_Given request_
Pictures stay out of the copy; restate everything else in the material exactly.

_Available records_
====
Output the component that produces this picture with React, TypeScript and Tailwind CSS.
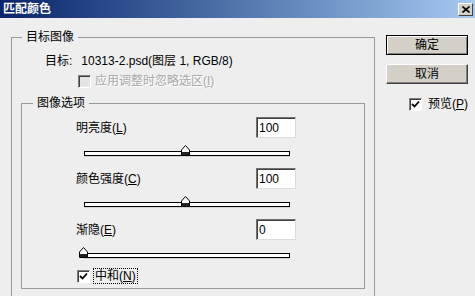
import React from 'react';

const CheckBox: React.FC<{ checked?: boolean; disabled?: boolean }> = ({ checked, disabled }) => (
    <div
        className={`w-[13px] h-[13px] shrink-0 border border-t-[#808080] border-l-[#808080] border-r-white border-b-white shadow-[inset_1px_1px_0_#404040] flex items-center justify-center ${disabled ? 'bg-[#e4e4e4]' : 'bg-white'}`}
    >
        {checked && (
            <svg width="9" height="9" viewBox="0 0 9 9">
                <path d="M1 4 L3.5 6.5 L8 1.5" stroke="#000" strokeWidth="1.8" fill="none" />
            </svg>
        )}
    </div>
);

const NumberBox: React.FC<{ value: string }> = ({ value }) => (
    <div className="w-[40px] h-[21px] bg-white border border-t-[#707070] border-l-[#707070] border-r-[#dcdcdc] border-b-[#dcdcdc] shadow-[inset_1px_1px_0_#404040] pl-[2px] flex items-center text-[12px] leading-none">
        {value}
    </div>
);

// スライダー（つまみの位置はpxで指定）
const Slider: React.FC<{ pos: number }> = ({ pos }) => (
    <div className="relative ml-[57px] w-[213px] h-[11px]">
        <div className="absolute left-[5px] bottom-0 w-[206px] h-[5px] border border-black bg-white shadow-[0_1px_0_#d0d0d0]" />
        <svg
            className="absolute top-0"
            style={{ left: pos }}
            width="10"
            height="11"
            viewBox="0 0 10 11"
        >
            <path d="M0.5 10.5 V5 L4.5 0.5 L8.5 5 V10.5 Z" fill="#fff" stroke="#000" />
            <rect x="1" y="7" width="7" height="3" fill="#222" />
        </svg>
    </div>
);

const SliderBlock: React.FC<{ label: string; hotkey: string; value: string; pos: number; first?: boolean }> = ({
    label,
    hotkey,
    value,
    pos,
    first,
}) => (
    <div className={first ? 'mt-[7px]' : 'mt-[12px]'}>
        <div className="flex items-center h-[21px]">
            <span className="ml-[54px] w-[180px] text-[12px] leading-[14px]">
                {label}(<span className="underline">{hotkey}</span>)
            </span>
            <NumberBox value={value} />
        </div>
        <div className="mt-[7px]">
            <Slider pos={pos} />
        </div>
    </div>
);

export default function App() {
    return (
        <div className="w-[475px] h-[296px] overflow-hidden bg-[#eeeeee] text-black flex flex-col font-['Liberation_Sans','Noto_Sans_CJK_SC',sans-serif]">
            {/* タイトルバー */}
            <div className="h-[18px] shrink-0 flex items-center justify-between bg-linear-to-r from-[#0a246a] to-[#a6caf0] pl-[3px] pr-[2px]">
                <span className="text-white font-bold text-[12px] leading-none">匹配颜色</span>
                <div className="w-[15px] h-[13px] bg-[#d4d0c8] border border-t-white border-l-white border-r-[#404040] border-b-[#404040] flex items-center justify-center">
                    <svg width="8" height="7" viewBox="0 0 8 7">
                        <path d="M0.5 0.5 L7.5 6.5 M7.5 0.5 L0.5 6.5" stroke="#000" strokeWidth="1.6" />
                    </svg>
                </div>
            </div>

            <div className="flex flex-1">
                {/* 目標画像 */}
                <fieldset className="ml-[11px] mt-[12px] w-[364px] h-[300px] shrink-0 border border-[#9a9a9a]">
                    <legend className="ml-[10px] px-[4px] text-[12px] leading-[14px]">目标图像</legend>
                    <div className="mt-[10px] pl-[33px] flex text-[12px] leading-[14px]">
                        <span>目标:</span>
                        <span className="ml-[9px]">10313-2.psd(图层 1, RGB/8)</span>
                    </div>
                    <div className="mt-[6px] pl-[66px] flex items-center h-[14px]">
                        <CheckBox disabled />
                        <span className="ml-[4px] text-[12px] leading-[14px] text-[#a8a8a8] [text-shadow:1px_1px_0_#fff]">
                            应用调整时忽略选区(<span className="underline">I</span>)
                        </span>
                    </div>

                    {/* 画像オプション */}
                    <fieldset className="ml-[9px] mt-[8px] w-[344px] h-[193px] border border-[#9a9a9a]">
                        <legend className="ml-[11px] px-[4px] text-[12px] leading-[14px]">图像选项</legend>
                        <SliderBlock first label="明亮度" hotkey="L" value="100" pos={102} />
                        <SliderBlock label="颜色强度" hotkey="C" value="100" pos={102} />
                        <SliderBlock label="渐隐" hotkey="E" value="0" pos={0} />
                        <div className="mt-[11px] ml-[55px] flex items-center">
                            <CheckBox checked />
                            <span className="ml-[4px] px-[1px] text-[12px] leading-[14px] outline-1 outline-dotted outline-black">
                                中和(<span className="underline">N</span>)
                            </span>
                        </div>
                    </fieldset>
                </fieldset>

                {/* ボタン */}
                <div className="ml-[11px] w-[82px] flex flex-col">
                    <button className="mt-[17px] h-[20px] border border-black bg-[#d4d0c8] shadow-[inset_1px_1px_0_#fff,inset_-1px_-1px_0_#808080] text-[12px] leading-none">
                        确定
                    </button>
                    <button className="mt-[9px] h-[20px] border border-t-white border-l-white border-r-[#404040] border-b-[#404040] bg-[#d4d0c8] shadow-[inset_-1px_-1px_0_#808080] text-[12px] leading-none">
                        取消
                    </button>
                    <div className="mt-[13px] pl-[23px] flex items-center">
                        <CheckBox checked />
                        <span className="ml-[6px] text-[12px] leading-[14px]">
                            预览(<span className="underline">P</span>)
                        </span>
                    </div>
                </div>
            </div>
        </div>
    );
}
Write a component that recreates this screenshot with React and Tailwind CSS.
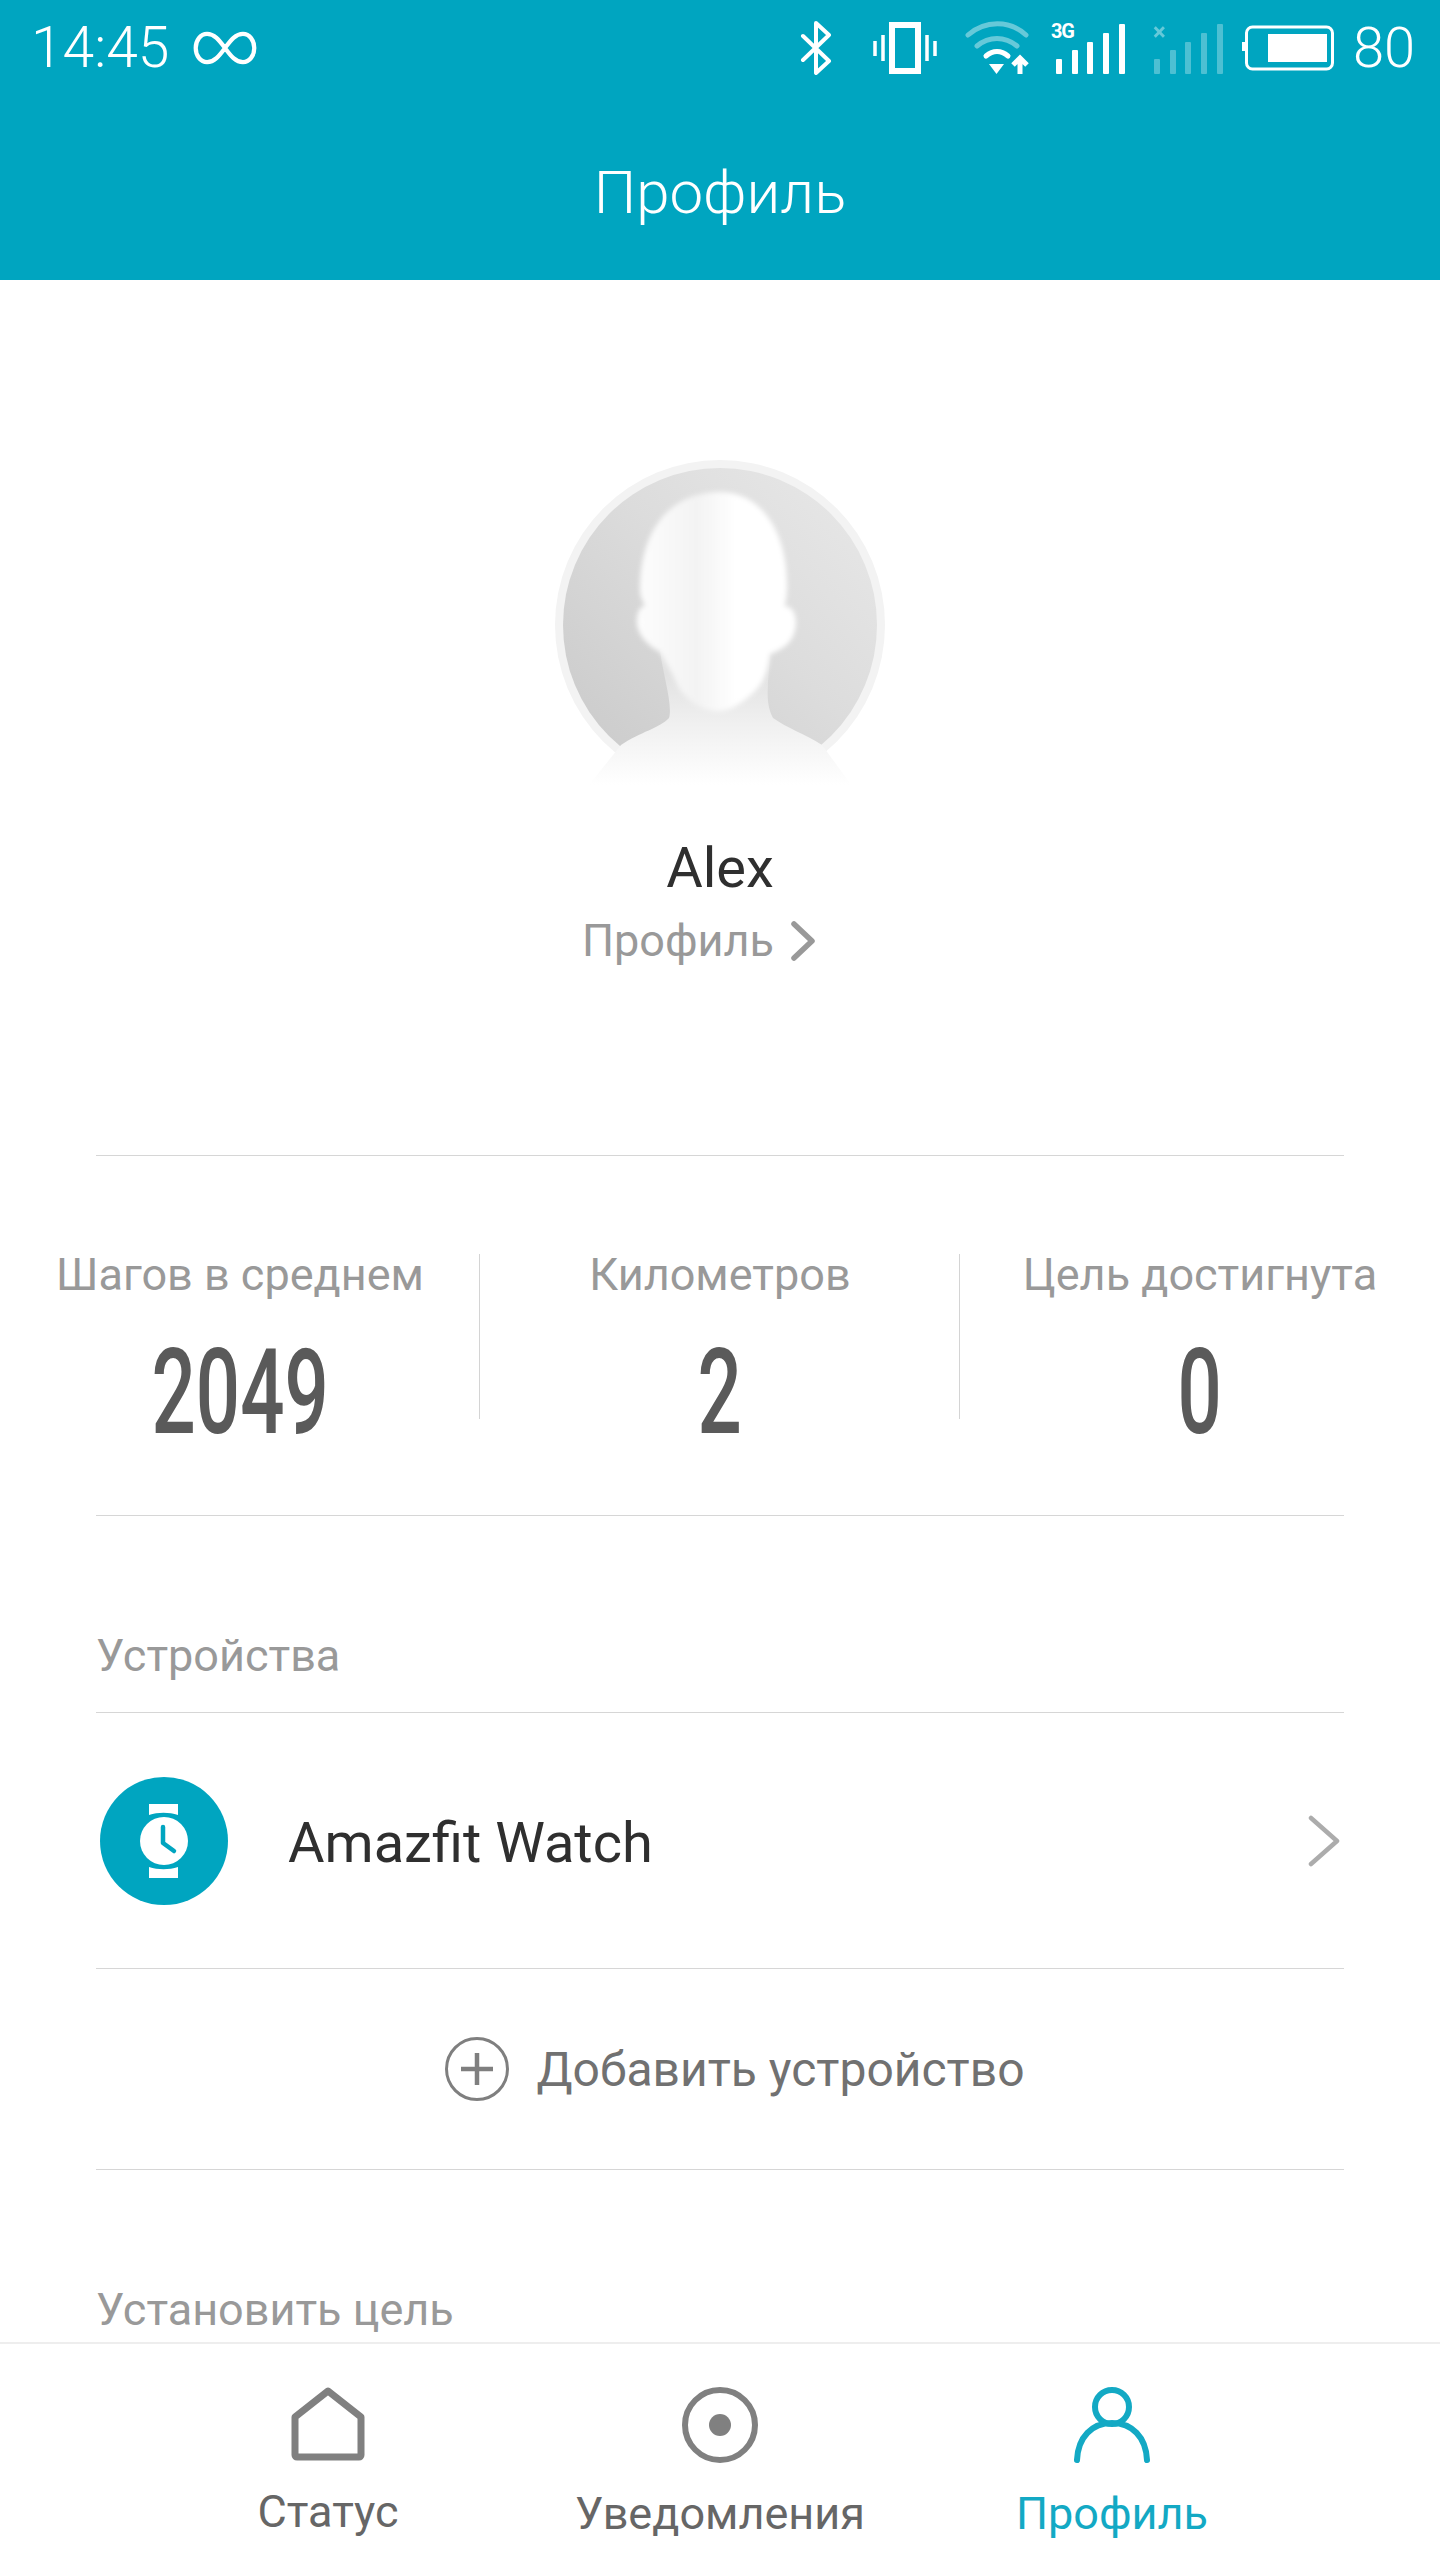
====
_Task response_
Output the component that produces this picture with React, TypeScript and Tailwind CSS.
import React from 'react';

const CheckBox: React.FC<{ checked?: boolean; disabled?: boolean }> = ({ checked, disabled }) => (
    <div
        className={`w-[13px] h-[13px] shrink-0 border border-t-[#808080] border-l-[#808080] border-r-white border-b-white shadow-[inset_1px_1px_0_#404040] flex items-center justify-center ${disabled ? 'bg-[#e4e4e4]' : 'bg-white'}`}
    >
        {checked && (
            <svg width="9" height="9" viewBox="0 0 9 9">
                <path d="M1 4 L3.5 6.5 L8 1.5" stroke="#000" strokeWidth="1.8" fill="none" />
            </svg>
        )}
    </div>
);

const NumberBox: React.FC<{ value: string }> = ({ value }) => (
    <div className="w-[40px] h-[21px] bg-white border border-t-[#707070] border-l-[#707070] border-r-[#dcdcdc] border-b-[#dcdcdc] shadow-[inset_1px_1px_0_#404040] pl-[2px] flex items-center text-[12px] leading-none">
        {value}
    </div>
);

// スライダー（つまみの位置はpxで指定）
const Slider: React.FC<{ pos: number }> = ({ pos }) => (
    <div className="relative ml-[57px] w-[213px] h-[11px]">
        <div className="absolute left-[5px] bottom-0 w-[206px] h-[5px] border border-black bg-white shadow-[0_1px_0_#d0d0d0]" />
        <svg
            className="absolute top-0"
            style={{ left: pos }}
            width="10"
            height="11"
            viewBox="0 0 10 11"
        >
            <path d="M0.5 10.5 V5 L4.5 0.5 L8.5 5 V10.5 Z" fill="#fff" stroke="#000" />
            <rect x="1" y="7" width="7" height="3" fill="#222" />
        </svg>
    </div>
);

const SliderBlock: React.FC<{ label: string; hotkey: string; value: string; pos: number; first?: boolean }> = ({
    label,
    hotkey,
    value,
    pos,
    first,
}) => (
    <div className={first ? 'mt-[7px]' : 'mt-[12px]'}>
        <div className="flex items-center h-[21px]">
            <span className="ml-[54px] w-[180px] text-[12px] leading-[14px]">
                {label}(<span className="underline">{hotkey}</span>)
            </span>
            <NumberBox value={value} />
        </div>
        <div className="mt-[7px]">
            <Slider pos={pos} />
        </div>
    </div>
);

export default function App() {
    return (
        <div className="w-[475px] h-[296px] overflow-hidden bg-[#eeeeee] text-black flex flex-col font-['Liberation_Sans','Noto_Sans_CJK_SC',sans-serif]">
            {/* タイトルバー */}
            <div className="h-[18px] shrink-0 flex items-center justify-between bg-linear-to-r from-[#0a246a] to-[#a6caf0] pl-[3px] pr-[2px]">
                <span className="text-white font-bold text-[12px] leading-none">匹配颜色</span>
                <div className="w-[15px] h-[13px] bg-[#d4d0c8] border border-t-white border-l-white border-r-[#404040] border-b-[#404040] flex items-center justify-center">
                    <svg width="8" height="7" viewBox="0 0 8 7">
                        <path d="M0.5 0.5 L7.5 6.5 M7.5 0.5 L0.5 6.5" stroke="#000" strokeWidth="1.6" />
                    </svg>
                </div>
            </div>

            <div className="flex flex-1">
                {/* 目標画像 */}
                <fieldset className="ml-[11px] mt-[12px] w-[364px] h-[300px] shrink-0 border border-[#9a9a9a]">
                    <legend className="ml-[10px] px-[4px] text-[12px] leading-[14px]">目标图像</legend>
                    <div className="mt-[10px] pl-[33px] flex text-[12px] leading-[14px]">
                        <span>目标:</span>
                        <span className="ml-[9px]">10313-2.psd(图层 1, RGB/8)</span>
                    </div>
                    <div className="mt-[6px] pl-[66px] flex items-center h-[14px]">
                        <CheckBox disabled />
                        <span className="ml-[4px] text-[12px] leading-[14px] text-[#a8a8a8] [text-shadow:1px_1px_0_#fff]">
                            应用调整时忽略选区(<span className="underline">I</span>)
                        </span>
                    </div>

                    {/* 画像オプション */}
                    <fieldset className="ml-[9px] mt-[8px] w-[344px] h-[193px] border border-[#9a9a9a]">
                        <legend className="ml-[11px] px-[4px] text-[12px] leading-[14px]">图像选项</legend>
                        <SliderBlock first label="明亮度" hotkey="L" value="100" pos={102} />
                        <SliderBlock label="颜色强度" hotkey="C" value="100" pos={102} />
                        <SliderBlock label="渐隐" hotkey="E" value="0" pos={0} />
                        <div className="mt-[11px] ml-[55px] flex items-center">
                            <CheckBox checked />
                            <span className="ml-[4px] px-[1px] text-[12px] leading-[14px] outline-1 outline-dotted outline-black">
                                中和(<span className="underline">N</span>)
                            </span>
                        </div>
                    </fieldset>
                </fieldset>

                {/* ボタン */}
                <div className="ml-[11px] w-[82px] flex flex-col">
                    <button className="mt-[17px] h-[20px] border border-black bg-[#d4d0c8] shadow-[inset_1px_1px_0_#fff,inset_-1px_-1px_0_#808080] text-[12px] leading-none">
                        确定
                    </button>
                    <button className="mt-[9px] h-[20px] border border-t-white border-l-white border-r-[#404040] border-b-[#404040] bg-[#d4d0c8] shadow-[inset_-1px_-1px_0_#808080] text-[12px] leading-none">
                        取消
                    </button>
                    <div className="mt-[13px] pl-[23px] flex items-center">
                        <CheckBox checked />
                        <span className="ml-[6px] text-[12px] leading-[14px]">
                            预览(<span className="underline">P</span>)
                        </span>
                    </div>
                </div>
            </div>
        </div>
    );
}
Write a component that recreates this screenshot with React and Tailwind CSS.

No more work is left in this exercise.